Prompt: Once the pictures are set aside, transcribe the remaining data exactly.

Dataset extract:
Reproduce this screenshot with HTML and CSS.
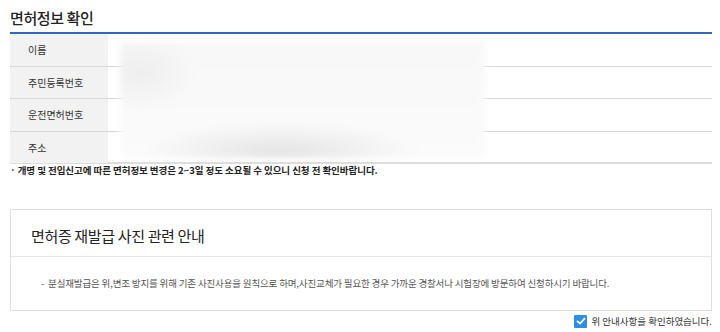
FILE: index.html
```html
<!DOCTYPE html>
<html>
  <head>
    <title>면허정보 확인</title>
    <link rel="stylesheet" href="styles.css">
  </head>
  <body>
    <h2 class="title">면허정보 확인</h2>

    <div class="info">
      <div class="row">
        <div class="label">이름</div>
        <div class="value"></div>
      </div>
      <div class="row">
        <div class="label">주민등록번호</div>
        <div class="value"></div>
      </div>
      <div class="row">
        <div class="label">운전면허번호</div>
        <div class="value"></div>
      </div>
      <div class="row last">
        <div class="label">주소</div>
        <div class="value"></div>
      </div>
      <div class="mask"></div>
    </div>

    <p class="note">· 개명 및 전입신고에 따른 면허정보 변경은 2~3일 정도 소요될 수 있으니 신청 전 확인바랍니다.</p>

    <div class="guide">
      <div class="guide-head">면허증 재발급 사진 관련 안내</div>
      <div class="guide-body">-&nbsp; 분실재발급은 위,변조 방지를 위해 기존 사진사용을 원칙으로 하며,사진교체가 필요한 경우 가까운 경찰서나 시험장에 방문하여 신청하시기 바랍니다.</div>
    </div>

    <label class="agree">
      <span class="check">
        <svg width="10" height="8" viewBox="0 0 10 8"><path d="M1 4 L4 6.5 L9 1.2" fill="none" stroke="#fff" stroke-width="1.8"/></svg>
      </span>
      위 안내사항을 확인하였습니다.
    </label>
  </body>
</html>
```

FILE: styles.css
```css
body {
  margin: 0;
  padding: 0 8px 0 10px;
  font-family: "Noto Sans CJK KR", "Noto Sans", sans-serif;
  color: #222;
  background: #fff;
}

.title {
  margin: 0;
  padding-top: 5px;
  height: 27px;
  font-size: 15px;
  font-weight: 500;
  letter-spacing: -0.4px;
  line-height: 25px;
  color: #222;
  border-bottom: 2px solid #2f66c0;
}

.info {
  position: relative;
}

.row {
  display: grid;
  grid-template-columns: 98px 1fr;
  height: 31.5px;
  border-bottom: 1px solid #d8d8d8;
}

.row.last {
  height: 30.5px;
  border-bottom: 2px solid #dcdcdc;
}

.label {
  background: #f2f2f2;
  padding-left: 18px;
  font-size: 10px;
  line-height: 31px;
  color: #333;
}

.mask {
  position: absolute;
  left: 110px;
  top: 8px;
  width: 365px;
  height: 116px;
  background:
    radial-gradient(ellipse 140px 30px at 160px 110px, #e4e4e4, rgba(255,255,255,0)),
    radial-gradient(ellipse 60px 40px at 20px 30px, #eeeeee, rgba(255,255,255,0)),
    linear-gradient(#f8f8f8, #fbfbfb);
  filter: blur(3px);
}

.note {
  margin: 0;
  font-size: 9.5px;
  font-weight: bold;
  letter-spacing: -0.05px;
  line-height: 13px;
  color: #222;
}

.guide {
  margin-top: 32px;
  border: 1px solid #dedede;
}

.guide-head {
  height: 46px;
  padding-left: 20px;
  font-size: 15px;
  letter-spacing: -0.35px;
  line-height: 52px;
  color: #222;
  border-bottom: 1px solid #e6e6e6;
}

.guide-body {
  height: 53px;
  padding-left: 30px;
  font-size: 9.5px;
  letter-spacing: -0.15px;
  line-height: 52px;
  color: #555;
}

.agree {
  display: flex;
  justify-content: flex-end;
  align-items: center;
  gap: 4px;
  margin-top: 3px;
  font-size: 9.5px;
  color: #333;
}

.check {
  display: flex;
  align-items: center;
  justify-content: center;
  width: 13px;
  height: 13px;
  background: #2d8ee8;
  border-radius: 1px;
}
```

Correct result:
Reproduce this screenshot with HTML and CSS.
FILE: index.html
```html
<!DOCTYPE html>
<html>
  <head>
    <title>면허정보 확인</title>
    <link rel="stylesheet" href="styles.css">
  </head>
  <body>
    <h2 class="title">면허정보 확인</h2>

    <div class="info">
      <div class="row">
        <div class="label">이름</div>
        <div class="value"></div>
      </div>
      <div class="row">
        <div class="label">주민등록번호</div>
        <div class="value"></div>
      </div>
      <div class="row">
        <div class="label">운전면허번호</div>
        <div class="value"></div>
      </div>
      <div class="row last">
        <div class="label">주소</div>
        <div class="value"></div>
      </div>
      <div class="mask"></div>
    </div>

    <p class="note">· 개명 및 전입신고에 따른 면허정보 변경은 2~3일 정도 소요될 수 있으니 신청 전 확인바랍니다.</p>

    <div class="guide">
      <div class="guide-head">면허증 재발급 사진 관련 안내</div>
      <div class="guide-body">-&nbsp; 분실재발급은 위,변조 방지를 위해 기존 사진사용을 원칙으로 하며,사진교체가 필요한 경우 가까운 경찰서나 시험장에 방문하여 신청하시기 바랍니다.</div>
    </div>

    <label class="agree">
      <span class="check">
        <svg width="10" height="8" viewBox="0 0 10 8"><path d="M1 4 L4 6.5 L9 1.2" fill="none" stroke="#fff" stroke-width="1.8"/></svg>
      </span>
      위 안내사항을 확인하였습니다.
    </label>
  </body>
</html>
```

FILE: styles.css
```css
body {
  margin: 0;
  padding: 0 8px 0 10px;
  font-family: "Noto Sans CJK KR", "Noto Sans", sans-serif;
  color: #222;
  background: #fff;
}

.title {
  margin: 0;
  padding-top: 5px;
  height: 27px;
  font-size: 15px;
  font-weight: 500;
  letter-spacing: -0.4px;
  line-height: 25px;
  color: #222;
  border-bottom: 2px solid #2f66c0;
}

.info {
  position: relative;
}

.row {
  display: grid;
  grid-template-columns: 98px 1fr;
  height: 31.5px;
  border-bottom: 1px solid #d8d8d8;
}

.row.last {
  height: 30.5px;
  border-bottom: 2px solid #dcdcdc;
}

.label {
  background: #f2f2f2;
  padding-left: 18px;
  font-size: 10px;
  line-height: 31px;
  color: #333;
}

.mask {
  position: absolute;
  left: 110px;
  top: 8px;
  width: 365px;
  height: 116px;
  background:
    radial-gradient(ellipse 140px 30px at 160px 110px, #e4e4e4, rgba(255,255,255,0)),
    radial-gradient(ellipse 60px 40px at 20px 30px, #eeeeee, rgba(255,255,255,0)),
    linear-gradient(#f8f8f8, #fbfbfb);
  filter: blur(3px);
}

.note {
  margin: 0;
  font-size: 9.5px;
  font-weight: bold;
  letter-spacing: -0.05px;
  line-height: 13px;
  color: #222;
}

.guide {
  margin-top: 32px;
  border: 1px solid #dedede;
}

.guide-head {
  height: 46px;
  padding-left: 20px;
  font-size: 15px;
  letter-spacing: -0.35px;
  line-height: 52px;
  color: #222;
  border-bottom: 1px solid #e6e6e6;
}

.guide-body {
  height: 53px;
  padding-left: 30px;
  font-size: 9.5px;
  letter-spacing: -0.15px;
  line-height: 52px;
  color: #555;
}

.agree {
  display: flex;
  justify-content: flex-end;
  align-items: center;
  gap: 4px;
  margin-top: 3px;
  font-size: 9.5px;
  color: #333;
}

.check {
  display: flex;
  align-items: center;
  justify-content: center;
  width: 13px;
  height: 13px;
  background: #2d8ee8;
  border-radius: 1px;
}
```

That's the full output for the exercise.